►

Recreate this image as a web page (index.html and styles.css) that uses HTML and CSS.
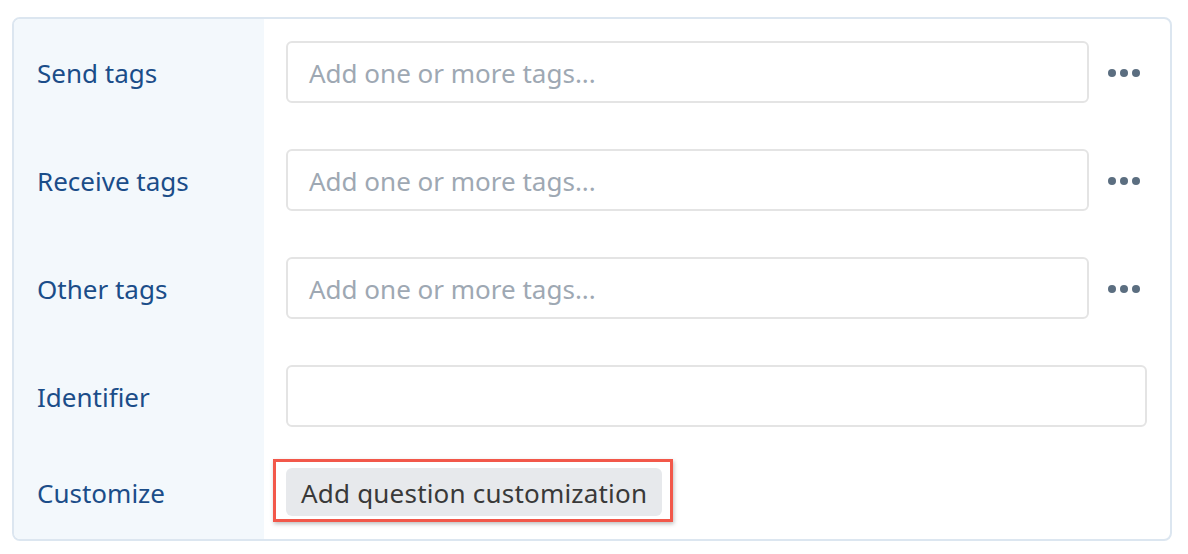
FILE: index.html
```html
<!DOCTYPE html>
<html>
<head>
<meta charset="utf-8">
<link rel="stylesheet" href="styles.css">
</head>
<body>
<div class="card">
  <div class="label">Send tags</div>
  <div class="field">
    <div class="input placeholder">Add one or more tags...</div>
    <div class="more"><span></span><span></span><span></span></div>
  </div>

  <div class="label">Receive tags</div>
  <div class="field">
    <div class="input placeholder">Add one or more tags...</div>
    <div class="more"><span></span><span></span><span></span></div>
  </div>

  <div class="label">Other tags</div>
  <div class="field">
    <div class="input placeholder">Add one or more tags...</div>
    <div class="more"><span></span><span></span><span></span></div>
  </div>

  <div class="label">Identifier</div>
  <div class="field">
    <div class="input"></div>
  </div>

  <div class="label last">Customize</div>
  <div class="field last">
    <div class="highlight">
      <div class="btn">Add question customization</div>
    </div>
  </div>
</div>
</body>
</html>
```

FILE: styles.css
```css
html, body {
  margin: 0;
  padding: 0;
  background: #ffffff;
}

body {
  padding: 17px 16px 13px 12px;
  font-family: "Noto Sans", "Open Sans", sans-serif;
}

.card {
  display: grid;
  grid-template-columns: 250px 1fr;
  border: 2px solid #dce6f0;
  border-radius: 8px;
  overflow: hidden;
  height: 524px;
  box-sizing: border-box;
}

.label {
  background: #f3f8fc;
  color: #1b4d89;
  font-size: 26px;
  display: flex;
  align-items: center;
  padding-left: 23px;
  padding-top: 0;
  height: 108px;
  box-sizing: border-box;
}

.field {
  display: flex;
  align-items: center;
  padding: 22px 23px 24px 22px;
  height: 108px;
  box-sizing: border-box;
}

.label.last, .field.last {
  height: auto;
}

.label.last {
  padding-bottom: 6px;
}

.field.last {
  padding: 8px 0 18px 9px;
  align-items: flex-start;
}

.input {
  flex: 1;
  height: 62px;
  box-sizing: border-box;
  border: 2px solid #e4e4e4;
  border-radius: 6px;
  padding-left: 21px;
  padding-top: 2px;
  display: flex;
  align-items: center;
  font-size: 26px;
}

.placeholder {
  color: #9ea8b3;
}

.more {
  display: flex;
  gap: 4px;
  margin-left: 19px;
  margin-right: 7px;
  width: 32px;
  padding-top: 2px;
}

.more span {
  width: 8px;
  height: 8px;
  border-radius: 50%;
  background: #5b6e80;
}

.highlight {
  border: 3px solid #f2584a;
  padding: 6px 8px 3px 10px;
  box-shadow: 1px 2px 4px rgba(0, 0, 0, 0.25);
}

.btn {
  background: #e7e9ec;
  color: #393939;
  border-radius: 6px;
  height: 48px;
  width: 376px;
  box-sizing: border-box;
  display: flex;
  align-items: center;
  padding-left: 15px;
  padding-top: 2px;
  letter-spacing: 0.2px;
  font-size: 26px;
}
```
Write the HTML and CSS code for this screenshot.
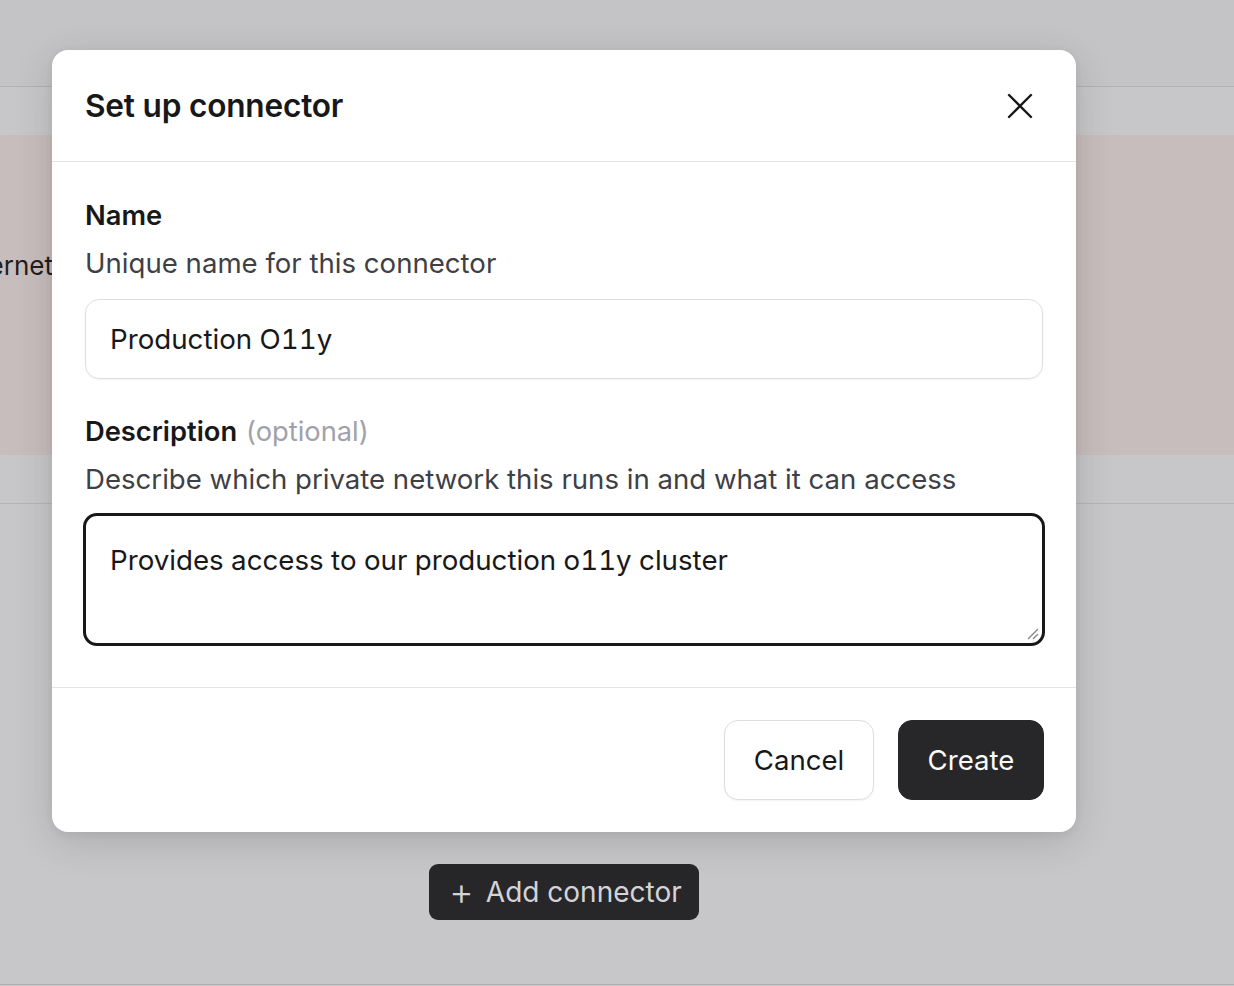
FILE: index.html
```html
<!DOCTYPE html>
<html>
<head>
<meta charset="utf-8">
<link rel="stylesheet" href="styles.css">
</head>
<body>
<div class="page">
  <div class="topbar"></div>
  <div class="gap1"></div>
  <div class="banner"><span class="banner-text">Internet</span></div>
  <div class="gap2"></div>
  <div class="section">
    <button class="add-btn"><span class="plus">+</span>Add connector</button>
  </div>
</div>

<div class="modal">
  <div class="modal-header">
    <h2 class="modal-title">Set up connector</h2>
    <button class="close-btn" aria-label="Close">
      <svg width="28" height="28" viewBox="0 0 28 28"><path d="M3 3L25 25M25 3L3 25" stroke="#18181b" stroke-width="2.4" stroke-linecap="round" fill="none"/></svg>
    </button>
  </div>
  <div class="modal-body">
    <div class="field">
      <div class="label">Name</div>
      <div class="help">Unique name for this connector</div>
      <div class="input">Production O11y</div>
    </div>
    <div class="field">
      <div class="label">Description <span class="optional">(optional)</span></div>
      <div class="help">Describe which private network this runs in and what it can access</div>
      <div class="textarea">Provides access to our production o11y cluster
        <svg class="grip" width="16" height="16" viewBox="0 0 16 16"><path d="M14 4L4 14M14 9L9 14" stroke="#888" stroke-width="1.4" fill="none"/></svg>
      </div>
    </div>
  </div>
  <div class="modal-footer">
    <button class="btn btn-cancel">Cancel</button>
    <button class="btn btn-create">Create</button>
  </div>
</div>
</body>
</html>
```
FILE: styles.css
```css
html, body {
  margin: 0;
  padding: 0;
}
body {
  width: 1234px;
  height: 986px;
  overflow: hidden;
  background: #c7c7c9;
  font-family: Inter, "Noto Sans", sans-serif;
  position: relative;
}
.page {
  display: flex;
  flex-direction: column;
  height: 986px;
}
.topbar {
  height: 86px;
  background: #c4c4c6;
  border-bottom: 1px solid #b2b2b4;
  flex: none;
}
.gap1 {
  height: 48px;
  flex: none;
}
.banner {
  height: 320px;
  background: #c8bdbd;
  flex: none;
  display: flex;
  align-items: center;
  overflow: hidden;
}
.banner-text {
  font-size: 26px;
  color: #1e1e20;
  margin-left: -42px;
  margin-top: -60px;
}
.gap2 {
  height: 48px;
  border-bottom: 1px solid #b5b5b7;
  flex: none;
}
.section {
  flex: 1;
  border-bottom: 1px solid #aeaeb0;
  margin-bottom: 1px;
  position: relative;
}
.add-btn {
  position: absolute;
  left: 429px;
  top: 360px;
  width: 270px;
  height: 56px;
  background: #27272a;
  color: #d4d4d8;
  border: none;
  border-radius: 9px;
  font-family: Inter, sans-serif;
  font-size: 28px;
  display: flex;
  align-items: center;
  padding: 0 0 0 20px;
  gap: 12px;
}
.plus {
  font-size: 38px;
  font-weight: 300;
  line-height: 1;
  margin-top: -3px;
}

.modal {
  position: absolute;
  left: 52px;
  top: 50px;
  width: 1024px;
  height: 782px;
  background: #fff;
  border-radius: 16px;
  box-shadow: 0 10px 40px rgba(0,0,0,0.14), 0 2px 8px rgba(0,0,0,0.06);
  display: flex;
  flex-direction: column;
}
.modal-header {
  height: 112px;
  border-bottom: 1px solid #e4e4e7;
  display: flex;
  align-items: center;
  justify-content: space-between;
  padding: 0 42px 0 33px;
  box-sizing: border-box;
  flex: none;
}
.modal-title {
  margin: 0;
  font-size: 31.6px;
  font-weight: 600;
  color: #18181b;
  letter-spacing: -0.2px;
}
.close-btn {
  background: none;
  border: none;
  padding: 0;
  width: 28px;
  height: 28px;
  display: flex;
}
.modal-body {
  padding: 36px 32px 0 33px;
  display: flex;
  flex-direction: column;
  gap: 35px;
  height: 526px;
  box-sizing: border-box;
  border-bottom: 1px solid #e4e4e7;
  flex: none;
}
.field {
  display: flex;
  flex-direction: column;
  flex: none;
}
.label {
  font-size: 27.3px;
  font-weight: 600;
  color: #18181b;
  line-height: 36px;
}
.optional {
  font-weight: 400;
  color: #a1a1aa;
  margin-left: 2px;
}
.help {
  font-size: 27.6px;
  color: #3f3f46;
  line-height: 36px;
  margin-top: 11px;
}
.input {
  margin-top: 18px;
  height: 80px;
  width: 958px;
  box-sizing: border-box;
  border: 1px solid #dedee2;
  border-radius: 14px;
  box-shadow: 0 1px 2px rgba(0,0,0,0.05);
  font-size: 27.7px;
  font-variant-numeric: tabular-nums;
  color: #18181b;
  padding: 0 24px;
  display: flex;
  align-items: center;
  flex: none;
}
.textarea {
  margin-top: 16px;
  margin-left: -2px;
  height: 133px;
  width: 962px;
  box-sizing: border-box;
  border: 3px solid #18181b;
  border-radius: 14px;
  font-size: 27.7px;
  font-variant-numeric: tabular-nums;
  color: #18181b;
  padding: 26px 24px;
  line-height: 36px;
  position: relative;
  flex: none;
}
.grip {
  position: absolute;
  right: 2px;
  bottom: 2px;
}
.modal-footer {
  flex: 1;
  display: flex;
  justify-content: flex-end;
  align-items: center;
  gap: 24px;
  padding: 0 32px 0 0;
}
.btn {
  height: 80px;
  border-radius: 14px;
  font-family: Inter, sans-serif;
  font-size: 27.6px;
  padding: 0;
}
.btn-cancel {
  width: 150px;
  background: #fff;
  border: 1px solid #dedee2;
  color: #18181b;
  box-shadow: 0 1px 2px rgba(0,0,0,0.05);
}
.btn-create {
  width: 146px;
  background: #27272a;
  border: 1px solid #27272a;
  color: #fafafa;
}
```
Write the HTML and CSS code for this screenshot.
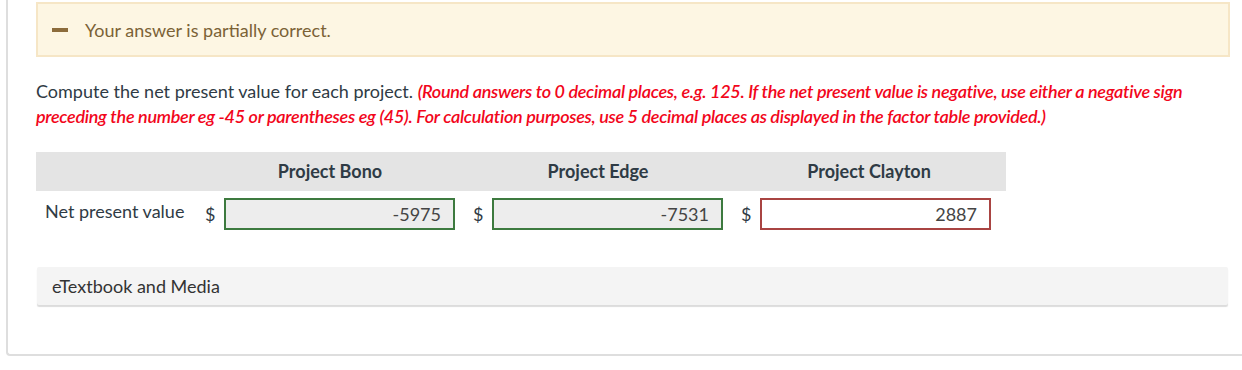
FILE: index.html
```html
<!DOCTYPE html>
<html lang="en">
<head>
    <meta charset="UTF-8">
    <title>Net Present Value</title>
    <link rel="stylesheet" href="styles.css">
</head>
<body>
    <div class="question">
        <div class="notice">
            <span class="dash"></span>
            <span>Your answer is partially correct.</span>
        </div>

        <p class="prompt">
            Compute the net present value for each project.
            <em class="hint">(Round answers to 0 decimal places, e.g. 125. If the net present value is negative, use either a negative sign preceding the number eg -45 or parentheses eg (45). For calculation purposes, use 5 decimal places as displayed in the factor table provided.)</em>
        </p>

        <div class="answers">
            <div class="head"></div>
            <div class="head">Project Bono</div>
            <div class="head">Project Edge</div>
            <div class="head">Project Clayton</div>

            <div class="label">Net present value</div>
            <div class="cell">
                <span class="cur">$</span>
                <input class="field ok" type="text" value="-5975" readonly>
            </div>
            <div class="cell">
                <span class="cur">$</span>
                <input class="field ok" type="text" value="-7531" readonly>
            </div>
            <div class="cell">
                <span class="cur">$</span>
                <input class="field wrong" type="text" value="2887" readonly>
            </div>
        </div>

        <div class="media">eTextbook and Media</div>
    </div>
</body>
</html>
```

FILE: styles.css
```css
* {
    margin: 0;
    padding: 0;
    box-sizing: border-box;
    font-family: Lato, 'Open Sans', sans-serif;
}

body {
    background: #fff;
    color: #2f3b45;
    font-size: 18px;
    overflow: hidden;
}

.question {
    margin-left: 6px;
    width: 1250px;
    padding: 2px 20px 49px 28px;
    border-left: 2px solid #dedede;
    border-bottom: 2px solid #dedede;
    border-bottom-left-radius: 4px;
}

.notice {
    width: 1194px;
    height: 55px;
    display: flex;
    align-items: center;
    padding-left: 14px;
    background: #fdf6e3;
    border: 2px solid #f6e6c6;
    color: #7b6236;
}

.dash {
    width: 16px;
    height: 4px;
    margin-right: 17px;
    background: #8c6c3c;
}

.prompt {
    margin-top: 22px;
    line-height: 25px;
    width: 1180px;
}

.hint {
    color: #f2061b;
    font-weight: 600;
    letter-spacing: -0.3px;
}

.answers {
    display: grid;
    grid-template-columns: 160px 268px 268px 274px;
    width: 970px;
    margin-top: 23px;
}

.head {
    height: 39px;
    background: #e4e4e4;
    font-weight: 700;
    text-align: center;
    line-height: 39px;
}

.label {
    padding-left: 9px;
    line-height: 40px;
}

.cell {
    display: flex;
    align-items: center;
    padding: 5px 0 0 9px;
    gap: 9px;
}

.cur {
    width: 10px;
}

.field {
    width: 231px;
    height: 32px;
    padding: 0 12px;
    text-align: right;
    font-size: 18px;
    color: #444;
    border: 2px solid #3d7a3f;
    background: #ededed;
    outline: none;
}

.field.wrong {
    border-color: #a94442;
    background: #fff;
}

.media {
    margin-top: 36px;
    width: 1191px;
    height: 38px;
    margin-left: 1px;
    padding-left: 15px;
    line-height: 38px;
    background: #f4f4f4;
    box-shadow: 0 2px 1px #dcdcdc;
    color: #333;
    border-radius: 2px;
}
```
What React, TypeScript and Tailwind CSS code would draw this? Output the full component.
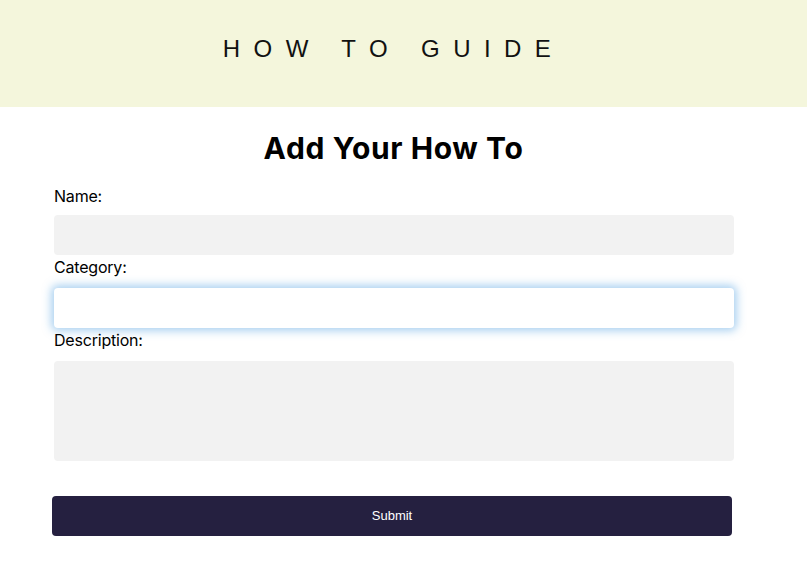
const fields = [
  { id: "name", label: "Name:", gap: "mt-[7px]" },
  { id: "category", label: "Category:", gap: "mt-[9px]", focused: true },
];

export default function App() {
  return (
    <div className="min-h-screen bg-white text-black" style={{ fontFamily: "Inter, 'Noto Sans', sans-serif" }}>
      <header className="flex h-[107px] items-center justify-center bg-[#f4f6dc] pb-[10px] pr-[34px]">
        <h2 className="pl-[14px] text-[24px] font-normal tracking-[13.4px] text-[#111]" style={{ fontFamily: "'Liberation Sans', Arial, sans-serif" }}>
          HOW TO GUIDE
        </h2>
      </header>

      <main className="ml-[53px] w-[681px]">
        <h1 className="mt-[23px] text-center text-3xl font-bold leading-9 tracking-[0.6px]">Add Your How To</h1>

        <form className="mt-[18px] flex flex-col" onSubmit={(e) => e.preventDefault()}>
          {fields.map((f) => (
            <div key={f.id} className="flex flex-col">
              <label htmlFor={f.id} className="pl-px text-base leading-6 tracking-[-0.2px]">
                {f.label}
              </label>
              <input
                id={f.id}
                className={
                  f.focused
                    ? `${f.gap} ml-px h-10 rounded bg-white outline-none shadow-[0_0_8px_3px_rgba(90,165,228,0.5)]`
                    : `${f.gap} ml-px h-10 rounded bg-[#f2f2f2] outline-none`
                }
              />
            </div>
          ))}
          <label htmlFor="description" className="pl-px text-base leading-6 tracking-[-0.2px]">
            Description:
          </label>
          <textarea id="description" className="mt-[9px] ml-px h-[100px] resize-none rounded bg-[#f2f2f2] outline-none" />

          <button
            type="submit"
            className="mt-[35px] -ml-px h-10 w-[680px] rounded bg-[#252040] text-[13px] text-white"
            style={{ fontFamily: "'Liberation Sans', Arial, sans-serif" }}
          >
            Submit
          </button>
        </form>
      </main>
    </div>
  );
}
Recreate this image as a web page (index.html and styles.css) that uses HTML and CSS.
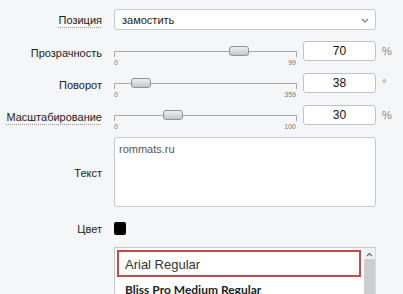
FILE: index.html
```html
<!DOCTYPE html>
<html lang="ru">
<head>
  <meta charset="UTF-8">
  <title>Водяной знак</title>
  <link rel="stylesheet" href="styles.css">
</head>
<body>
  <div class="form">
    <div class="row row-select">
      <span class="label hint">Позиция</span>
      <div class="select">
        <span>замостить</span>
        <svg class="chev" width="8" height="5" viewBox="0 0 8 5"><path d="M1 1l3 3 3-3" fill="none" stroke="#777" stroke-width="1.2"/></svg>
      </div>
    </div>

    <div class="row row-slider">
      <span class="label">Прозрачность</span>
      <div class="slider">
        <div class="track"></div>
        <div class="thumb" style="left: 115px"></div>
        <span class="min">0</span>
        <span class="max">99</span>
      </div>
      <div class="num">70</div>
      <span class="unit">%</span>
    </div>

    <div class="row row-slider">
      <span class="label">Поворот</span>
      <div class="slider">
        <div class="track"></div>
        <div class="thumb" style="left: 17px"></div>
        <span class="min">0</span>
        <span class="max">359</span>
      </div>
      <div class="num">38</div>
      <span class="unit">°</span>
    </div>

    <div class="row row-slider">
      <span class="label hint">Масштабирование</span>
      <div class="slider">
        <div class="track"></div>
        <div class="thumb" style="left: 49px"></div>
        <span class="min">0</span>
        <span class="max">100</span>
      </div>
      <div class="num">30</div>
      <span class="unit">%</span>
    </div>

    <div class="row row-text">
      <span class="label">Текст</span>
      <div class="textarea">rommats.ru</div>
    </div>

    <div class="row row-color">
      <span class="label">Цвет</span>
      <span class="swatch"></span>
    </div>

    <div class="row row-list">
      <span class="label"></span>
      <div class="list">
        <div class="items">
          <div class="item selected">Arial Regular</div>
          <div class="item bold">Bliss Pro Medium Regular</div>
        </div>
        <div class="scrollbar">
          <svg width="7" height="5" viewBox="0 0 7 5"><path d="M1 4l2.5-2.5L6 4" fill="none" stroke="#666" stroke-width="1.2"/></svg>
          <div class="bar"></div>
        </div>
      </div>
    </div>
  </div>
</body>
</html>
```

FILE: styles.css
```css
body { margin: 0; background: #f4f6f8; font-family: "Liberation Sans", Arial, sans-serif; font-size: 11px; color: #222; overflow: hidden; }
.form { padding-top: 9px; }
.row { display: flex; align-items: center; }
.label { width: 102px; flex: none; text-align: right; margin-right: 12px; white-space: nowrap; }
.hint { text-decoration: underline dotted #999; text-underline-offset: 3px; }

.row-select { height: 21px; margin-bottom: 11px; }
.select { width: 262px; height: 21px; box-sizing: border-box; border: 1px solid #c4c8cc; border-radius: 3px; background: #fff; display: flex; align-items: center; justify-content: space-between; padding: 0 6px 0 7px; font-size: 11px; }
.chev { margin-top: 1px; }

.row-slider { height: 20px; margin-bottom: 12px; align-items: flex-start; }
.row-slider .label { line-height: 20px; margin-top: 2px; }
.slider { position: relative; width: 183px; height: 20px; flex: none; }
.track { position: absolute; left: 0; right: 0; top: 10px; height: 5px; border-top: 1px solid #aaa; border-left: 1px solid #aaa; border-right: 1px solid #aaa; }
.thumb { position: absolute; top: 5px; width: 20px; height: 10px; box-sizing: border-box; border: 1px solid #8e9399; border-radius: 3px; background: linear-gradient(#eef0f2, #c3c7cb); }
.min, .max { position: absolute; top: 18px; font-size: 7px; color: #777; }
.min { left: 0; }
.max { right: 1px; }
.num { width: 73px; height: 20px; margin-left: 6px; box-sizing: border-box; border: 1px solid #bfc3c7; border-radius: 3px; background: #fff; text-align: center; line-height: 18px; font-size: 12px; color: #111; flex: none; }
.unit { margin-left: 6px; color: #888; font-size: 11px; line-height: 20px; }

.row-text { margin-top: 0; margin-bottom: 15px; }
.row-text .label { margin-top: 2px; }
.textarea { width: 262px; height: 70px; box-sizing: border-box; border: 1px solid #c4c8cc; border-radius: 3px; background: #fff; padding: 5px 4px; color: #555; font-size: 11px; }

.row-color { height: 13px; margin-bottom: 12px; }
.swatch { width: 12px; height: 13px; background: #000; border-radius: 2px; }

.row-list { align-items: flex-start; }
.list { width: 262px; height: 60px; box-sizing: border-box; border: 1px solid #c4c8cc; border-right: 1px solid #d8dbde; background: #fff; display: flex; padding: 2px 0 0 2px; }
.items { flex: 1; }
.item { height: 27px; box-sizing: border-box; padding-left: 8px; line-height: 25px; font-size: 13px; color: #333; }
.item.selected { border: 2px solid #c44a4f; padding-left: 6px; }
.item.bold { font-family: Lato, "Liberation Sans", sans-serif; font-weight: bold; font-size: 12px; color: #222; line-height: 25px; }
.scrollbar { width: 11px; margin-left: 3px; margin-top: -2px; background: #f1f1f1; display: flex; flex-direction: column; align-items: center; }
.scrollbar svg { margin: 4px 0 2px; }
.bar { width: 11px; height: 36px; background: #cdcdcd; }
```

◄

Aim: Work through the data and report how many of its lines hold the word "page", giving only the figure.

Final result: 4